Mais, la fin de la coopération suscite quelques appréhensions chez les populations. « Avec le départ des Finlandais, il nous faut l’aide des pouvoirs publics pour pérenniser ce projet. L’alimentation et l’importation des autruches coûtent cher », avertit Ousseynou Sambou.
En effet, l’autruche est très vorace. Elle consomme d’importantes quantités de végétaux, de graines, de feuilles, de racines, de bourgeons, de pousses ou de fruits. Ce qui pose un problème d’aliments pour assurer la nourriture correcte de ce troupeau.
En raison de ces difficultés, les gestionnaires de la ferme ont profité de la présence du ministre de l’Elevage pour égrener un chapelet de doléances. Ils ont sollicité l’appui du ministère en matériel pour augmenter la surface d’exploitation et mieux sécuriser la ferme. Ils ont aussi demandé une installation solaire pour mieux assurer l’autonomie de la couveuse et des congélateurs de la ferme.

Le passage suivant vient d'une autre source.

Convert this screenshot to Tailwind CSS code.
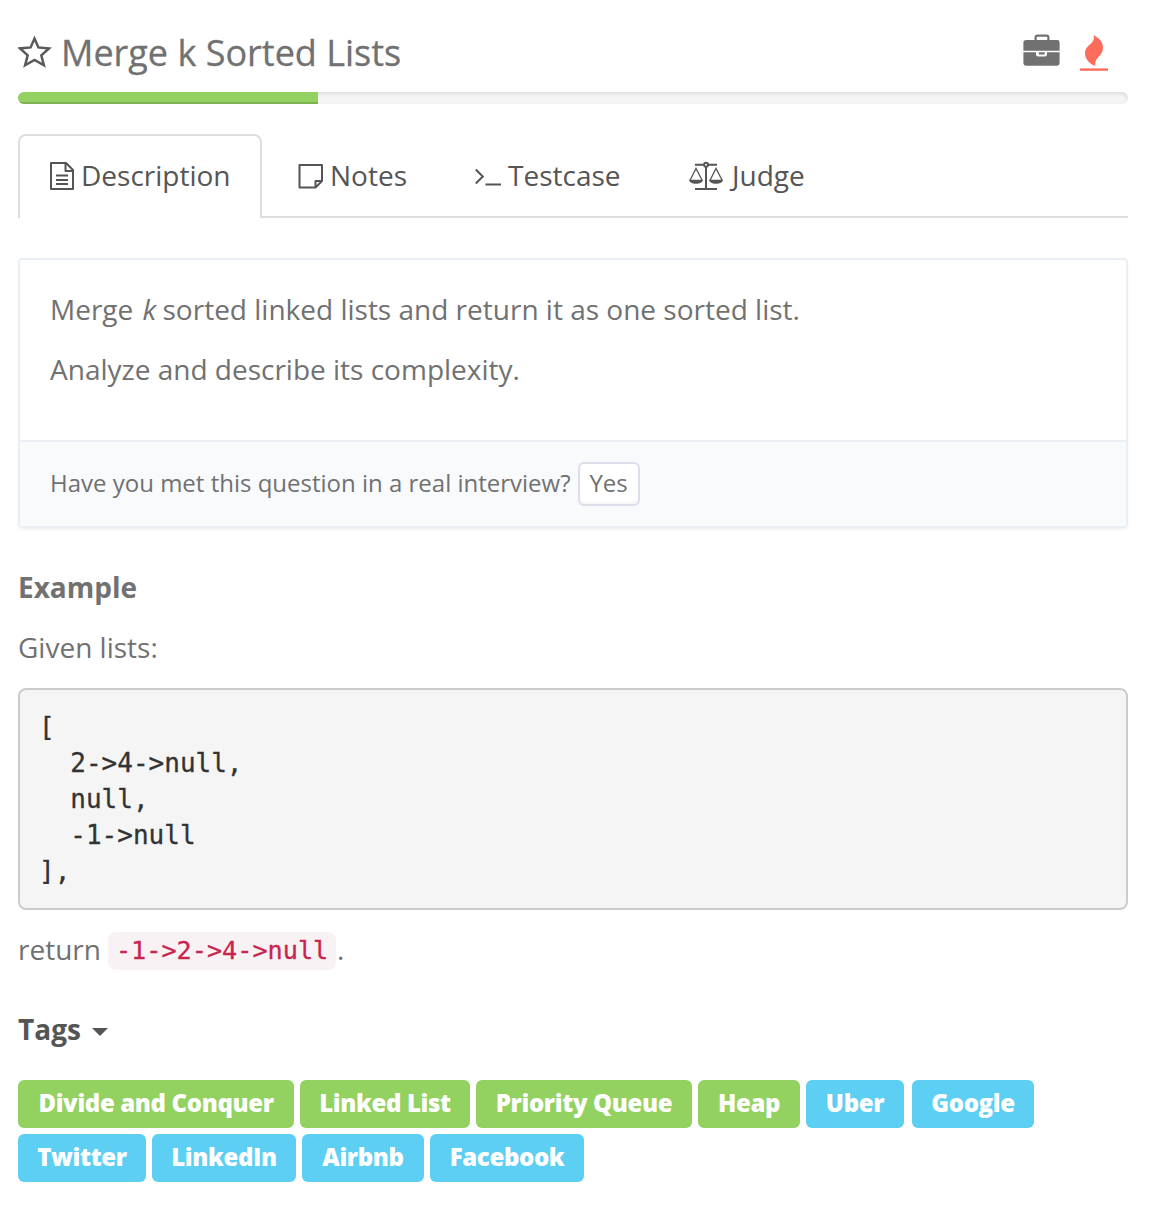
<!DOCTYPE html>
<html lang="en">
<head>
<meta charset="utf-8">
<title>Merge k Sorted Lists</title>
<script src="https://cdn.jsdelivr.net/npm/@tailwindcss/browser@4"></script>
</head>
<body class="bg-white px-[18px] w-[1146px] min-h-[1212px] font-['Open_Sans',sans-serif] text-[28px] leading-[40px] text-[#717171]">
  <header class="flex items-center h-[92px] pt-[12px]">
    <svg class="w-[34px] h-[34px] shrink-0" viewBox="0 0 34 34" fill="none" stroke="#5a5a5a" stroke-width="2.500"><path d="M16.500 3.600 20.400 12.400 31 13.400 23.300 20.300 25.900 30.300 16.500 25 7.100 30.300 9.700 20.300 2 13.400 12.600 12.400Z"/></svg>
    <h1 class="ml-[9px] pt-[2px] text-[36px] leading-[42px] whitespace-nowrap [-webkit-text-stroke:0.3px_#717171]">Merge k Sorted Lists</h1>
    <div class="ml-auto mr-[18px] flex">
      <svg class="w-[40px] h-[40px]" viewBox="0 0 40 40"><path fill="none" stroke="#717171" stroke-width="2.200" d="M13.600 8V5.500q0-1.900 1.900-1.900h9q1.900 0 1.900 1.900V8"/><path fill="#717171" d="M4.700 8h30.600q2.300 0 2.300 2.300v8.400H1.400v-8.400Q1.400 8 4.700 8ZM1.400 20.200H14v2.400q0 2 2 2h7q2 0 2-2v-2.400h12.600v10.500q0 3-3 3H4.400q-3 0-3-3ZM16.800 20.200h5.800v2.300h-5.800Z"/></svg>
      <svg class="ml-[14px] w-[34px] h-[40px]" viewBox="0 0 34 40" fill="#ff6c5c"><path d="M17.500 3C23 6 27 10 27 15.500C27 20 25 22.500 22 25.500C19.500 28 18.700 31 19.400 34C13 31.500 8.800 26.500 9 21C9.200 16.500 12 14 15 11.500C17.800 9 18.500 6 17.500 3Z"/><path d="M4 36.400h28v2.400H4z"/></svg>
    </div>
  </header>

  <div class="h-3 rounded-full bg-[#f5f5f5] overflow-hidden shadow-[inset_0_2px_4px_rgba(0,0,0,0.1)]">
    <div class="h-full w-[300px] bg-[#93d160] shadow-[inset_0_-2px_0_rgba(0,0,0,0.15)]"></div>
  </div>

  <nav class="mt-[30px] flex h-[84px] text-[#555]">
    <div class="w-[244px] border-2 border-b-0 border-[#ddd] rounded-t-lg flex items-center pl-[28px] pb-[2px]">
      <svg class="w-[28px] h-[32px]" viewBox="0 0 28 32" fill="none" stroke="#555" stroke-width="2"><path stroke-linejoin="round" d="M3 3h15l7 7v19H3ZM17.500 3v8H25"/><path d="M8 15.500h12M8 20h12M8 24h12"/></svg>
      <span class="ml-[5px] pb-[2px]">Description</span>
    </div>
    <div class="flex-1 border-b-2 border-[#ddd] flex items-center pt-[2px]">
      <div class="flex items-center w-[176px] pl-[36px]">
        <svg class="w-[26px] h-[28px]" viewBox="0 0 26 28" fill="none" stroke="#555" stroke-width="2" stroke-linejoin="round"><path d="M1.500 3h22.500v16l-6.500 6.500h-16ZM17.500 25.500V19H24"/></svg>
        <span class="ml-[6px] pb-[2px]">Notes</span>
      </div>
      <div class="flex items-center w-[214px] pl-[36px]">
        <svg class="w-[28px] h-[28px]" viewBox="0 0 28 28" fill="none" stroke="#555" stroke-width="2"><path d="m1.800 7.500 7 7-7 7M11.500 22.500H27"/></svg>
        <span class="ml-[6px] pb-[2px]">Testcase</span>
      </div>
      <div class="flex items-center pl-[36px]">
        <svg class="w-[36px] h-[32px]" viewBox="0 0 36 32" fill="none" stroke="#555" stroke-width="2"><path d="M7 4.800H15M20 4.800h9M7 29H29M18 7v22"/><circle cx="18" cy="4.800" r="2"/><path stroke-width="1.300" d="M2.200 20 8 8.500 14 20M22.200 20 28 8.500 34 20"/><path fill="#555" stroke="none" d="M1 19.800h14c-.5 5.300-13.500 5.300-14 0ZM21 19.800h14c-.5 5.300-13.500 5.300-14 0Z"/></svg>
        <span class="ml-[8px] pb-[2px]">Judge</span>
      </div>
    </div>
  </nav>

  <section class="mt-[40px] border-2 border-[#eaeff5] rounded shadow-[0_2px_3px_rgba(0,0,0,0.05)]">
    <div class="h-[180px] px-[30px] pt-[29px]">
      <p>Merge <em class="ml-[2px] -mr-px">k</em> sorted linked lists and return it as one sorted list.</p>
      <p class="mt-5">Analyze and describe its complexity.</p>
    </div>
    <div class="h-[86px] border-t-2 border-[#eaeff5] bg-[#f9fafc] flex items-center px-[30px] text-[24px]">
      <span class="whitespace-nowrap pb-[2px]">Have you met this question in a real interview?</span>
      <button class="ml-[7px] w-[62px] h-[44px] shrink-0 border-2 border-[#dcdee9] rounded-md bg-white leading-[36px] pb-[2px] shadow-[inset_0_-2px_2px_rgba(0,0,0,0.04)]">Yes</button>
    </div>
  </section>

  <h2 class="mt-[39px] font-bold">Example</h2>
  <p class="mt-5">Given lists:</p>
  <pre class="mt-[21px] h-[222px] border-2 border-[#ccc] rounded-lg bg-[#f5f5f5] p-[19px] font-['DejaVu_Sans_Mono',monospace] text-[26px] leading-[36px] text-[#333] [-webkit-text-stroke:0.3px_#333]">[
  2-&gt;4-&gt;null,
  null,
  -1-&gt;null
],</pre>
  <div class="mt-5 flex items-center h-10">
    <span class="pb-[2px]">return</span>
    <code class="mt-[2px] ml-[7px] mr-px w-[228px] h-[38px] rounded-lg bg-[#f9f2f4] px-[8px] font-['DejaVu_Sans_Mono',monospace] text-[25.200px] leading-[38px] text-[#c7254e] whitespace-nowrap [-webkit-text-stroke:0.3px_#c7254e]">-1-&gt;2-&gt;4-&gt;null</code>
    <span class="pb-[2px]">.</span>
  </div>

  <div class="mt-[40px] flex items-center h-10 text-[#555]">
    <h2 class="font-bold pb-[2px]">Tags</h2>
    <div class="ml-[11px] mt-1 border-x-8 border-t-8 border-x-transparent border-t-[#555]"></div>
  </div>
  <div class="mt-[30px] flex flex-wrap gap-[6px] text-[24px] leading-[46px] tracking-[-0.36px] font-extrabold text-white text-center whitespace-nowrap">
    <span class="w-[276px] h-12 rounded-md bg-[#93d160]">Divide and Conquer</span>
    <span class="w-[170px] h-12 rounded-md bg-[#93d160]">Linked List</span>
    <span class="w-[216px] h-12 rounded-md bg-[#93d160]">Priority Queue</span>
    <span class="w-[102px] h-12 rounded-md bg-[#93d160]">Heap</span>
    <span class="w-[98px] h-12 rounded-md bg-[#5dcff3]">Uber</span>
    <span class="ml-[2px] mr-[60px] w-[122px] h-12 rounded-md bg-[#5dcff3]">Google</span>
    <span class="w-[128px] h-12 rounded-md bg-[#5dcff3]">Twitter</span>
    <span class="w-[144px] h-12 rounded-md bg-[#5dcff3]">LinkedIn</span>
    <span class="w-[122px] h-12 rounded-md bg-[#5dcff3]">Airbnb</span>
    <span class="w-[154px] h-12 rounded-md bg-[#5dcff3]">Facebook</span>
  </div>
</body>
</html>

Pour accompagner le projet, le ministre Aminata Mbengue Ndiaye a prévu de leur offrir un broyeur-mélangeur pour la fabrication d’aliments. Elle a également orienté les gestionnaires du projet vers les programmes agricoles de l’Etat pour la culture de fourrage. Se réjouissant de ce « projet novateur et pilote », le ministre souhaite qu’une telle initiative essaime un peu partout à travers le pays. Au grand bonheur des populations.